**Brief**
Beginning with the first line, set down every line through the one containing "const cell = 'h-[47px]", exactly as it appears, but not the pictures.

**Records provided**

BEGIN

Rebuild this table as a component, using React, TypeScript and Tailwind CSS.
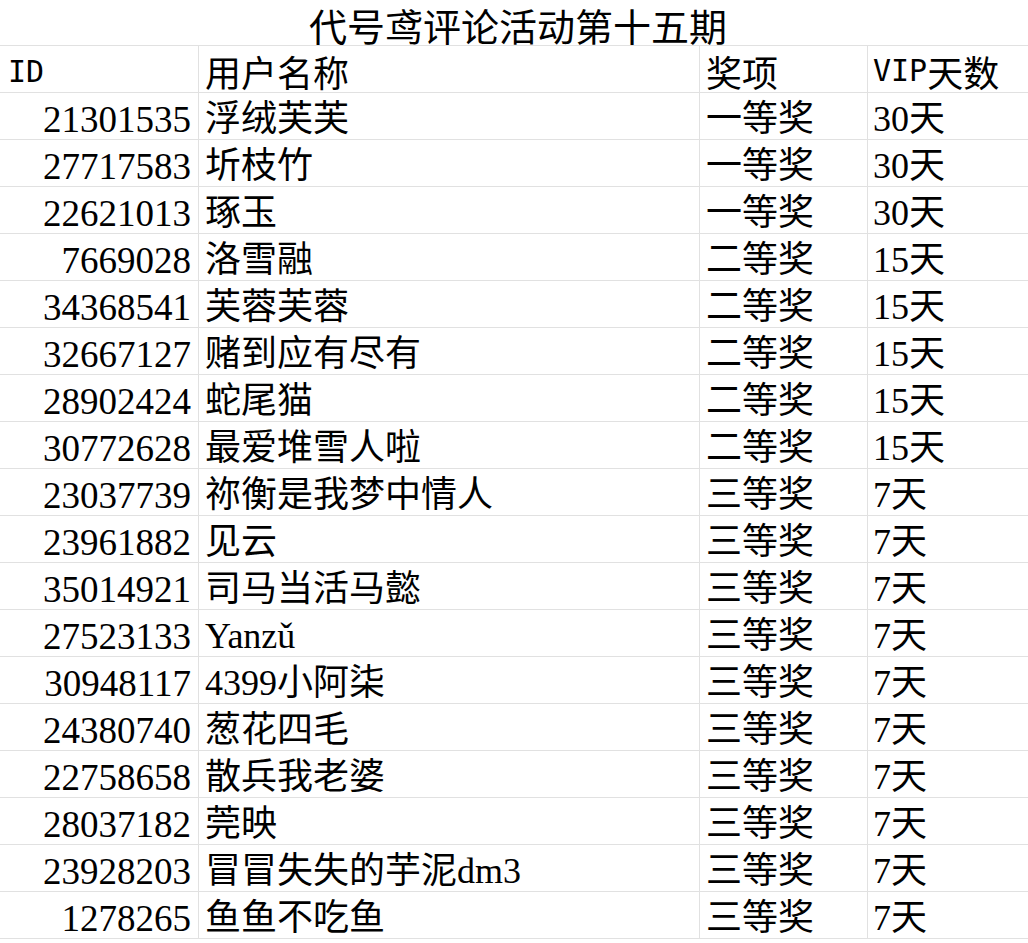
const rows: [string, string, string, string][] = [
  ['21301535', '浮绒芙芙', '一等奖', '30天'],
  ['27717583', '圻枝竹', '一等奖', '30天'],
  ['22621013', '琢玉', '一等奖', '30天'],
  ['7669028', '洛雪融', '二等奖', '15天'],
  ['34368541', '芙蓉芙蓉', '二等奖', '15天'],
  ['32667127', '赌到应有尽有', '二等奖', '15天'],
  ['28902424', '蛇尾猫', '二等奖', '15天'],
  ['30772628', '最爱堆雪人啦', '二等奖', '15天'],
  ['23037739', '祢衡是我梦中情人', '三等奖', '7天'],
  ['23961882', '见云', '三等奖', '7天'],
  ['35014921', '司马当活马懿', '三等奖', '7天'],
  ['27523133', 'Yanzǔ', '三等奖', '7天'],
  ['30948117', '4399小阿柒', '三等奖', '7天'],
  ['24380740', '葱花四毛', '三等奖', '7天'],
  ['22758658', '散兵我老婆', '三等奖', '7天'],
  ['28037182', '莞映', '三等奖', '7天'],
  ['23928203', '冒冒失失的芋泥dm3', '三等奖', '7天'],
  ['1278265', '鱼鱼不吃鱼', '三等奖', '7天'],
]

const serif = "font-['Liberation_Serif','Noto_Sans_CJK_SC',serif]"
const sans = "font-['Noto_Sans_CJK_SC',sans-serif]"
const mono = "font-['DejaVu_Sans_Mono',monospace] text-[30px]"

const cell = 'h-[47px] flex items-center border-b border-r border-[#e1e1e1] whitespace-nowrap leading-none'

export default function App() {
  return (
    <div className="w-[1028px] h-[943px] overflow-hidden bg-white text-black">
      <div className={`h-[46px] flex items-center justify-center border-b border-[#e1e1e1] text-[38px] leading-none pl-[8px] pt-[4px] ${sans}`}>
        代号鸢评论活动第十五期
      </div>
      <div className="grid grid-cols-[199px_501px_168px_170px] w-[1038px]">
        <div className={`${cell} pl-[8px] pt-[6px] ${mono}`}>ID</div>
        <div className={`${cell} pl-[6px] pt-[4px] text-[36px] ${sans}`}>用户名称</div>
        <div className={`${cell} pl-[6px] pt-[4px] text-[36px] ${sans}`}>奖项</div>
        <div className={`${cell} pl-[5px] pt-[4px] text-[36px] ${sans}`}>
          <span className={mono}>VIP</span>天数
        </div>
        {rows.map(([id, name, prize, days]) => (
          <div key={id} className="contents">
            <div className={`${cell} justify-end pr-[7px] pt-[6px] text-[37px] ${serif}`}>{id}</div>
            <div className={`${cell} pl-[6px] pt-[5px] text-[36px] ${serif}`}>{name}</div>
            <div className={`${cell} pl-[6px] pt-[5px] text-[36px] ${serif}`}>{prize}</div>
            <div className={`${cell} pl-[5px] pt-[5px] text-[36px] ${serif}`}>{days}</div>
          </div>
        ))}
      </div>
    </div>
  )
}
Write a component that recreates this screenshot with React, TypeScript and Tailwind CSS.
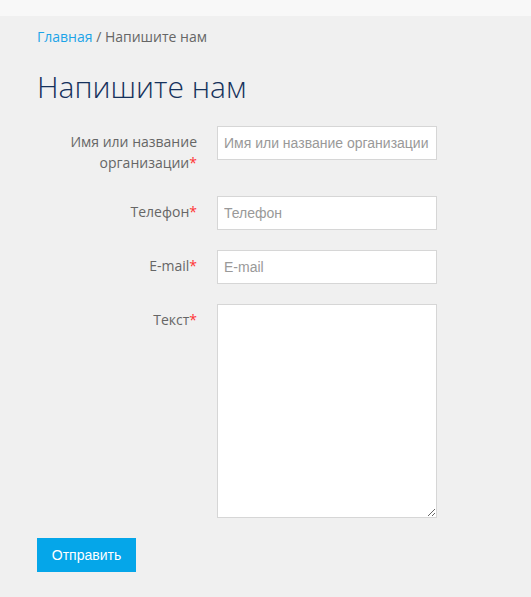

END

**Answer to this exercise**
Rebuild this table as a component, using React, TypeScript and Tailwind CSS.
const rows: [string, string, string, string][] = [
  ['21301535', '浮绒芙芙', '一等奖', '30天'],
  ['27717583', '圻枝竹', '一等奖', '30天'],
  ['22621013', '琢玉', '一等奖', '30天'],
  ['7669028', '洛雪融', '二等奖', '15天'],
  ['34368541', '芙蓉芙蓉', '二等奖', '15天'],
  ['32667127', '赌到应有尽有', '二等奖', '15天'],
  ['28902424', '蛇尾猫', '二等奖', '15天'],
  ['30772628', '最爱堆雪人啦', '二等奖', '15天'],
  ['23037739', '祢衡是我梦中情人', '三等奖', '7天'],
  ['23961882', '见云', '三等奖', '7天'],
  ['35014921', '司马当活马懿', '三等奖', '7天'],
  ['27523133', 'Yanzǔ', '三等奖', '7天'],
  ['30948117', '4399小阿柒', '三等奖', '7天'],
  ['24380740', '葱花四毛', '三等奖', '7天'],
  ['22758658', '散兵我老婆', '三等奖', '7天'],
  ['28037182', '莞映', '三等奖', '7天'],
  ['23928203', '冒冒失失的芋泥dm3', '三等奖', '7天'],
  ['1278265', '鱼鱼不吃鱼', '三等奖', '7天'],
]

const serif = "font-['Liberation_Serif','Noto_Sans_CJK_SC',serif]"
const sans = "font-['Noto_Sans_CJK_SC',sans-serif]"
const mono = "font-['DejaVu_Sans_Mono',monospace] text-[30px]"

const cell = 'h-[47px] flex items-center border-b border-r border-[#e1e1e1] whitespace-nowrap leading-none'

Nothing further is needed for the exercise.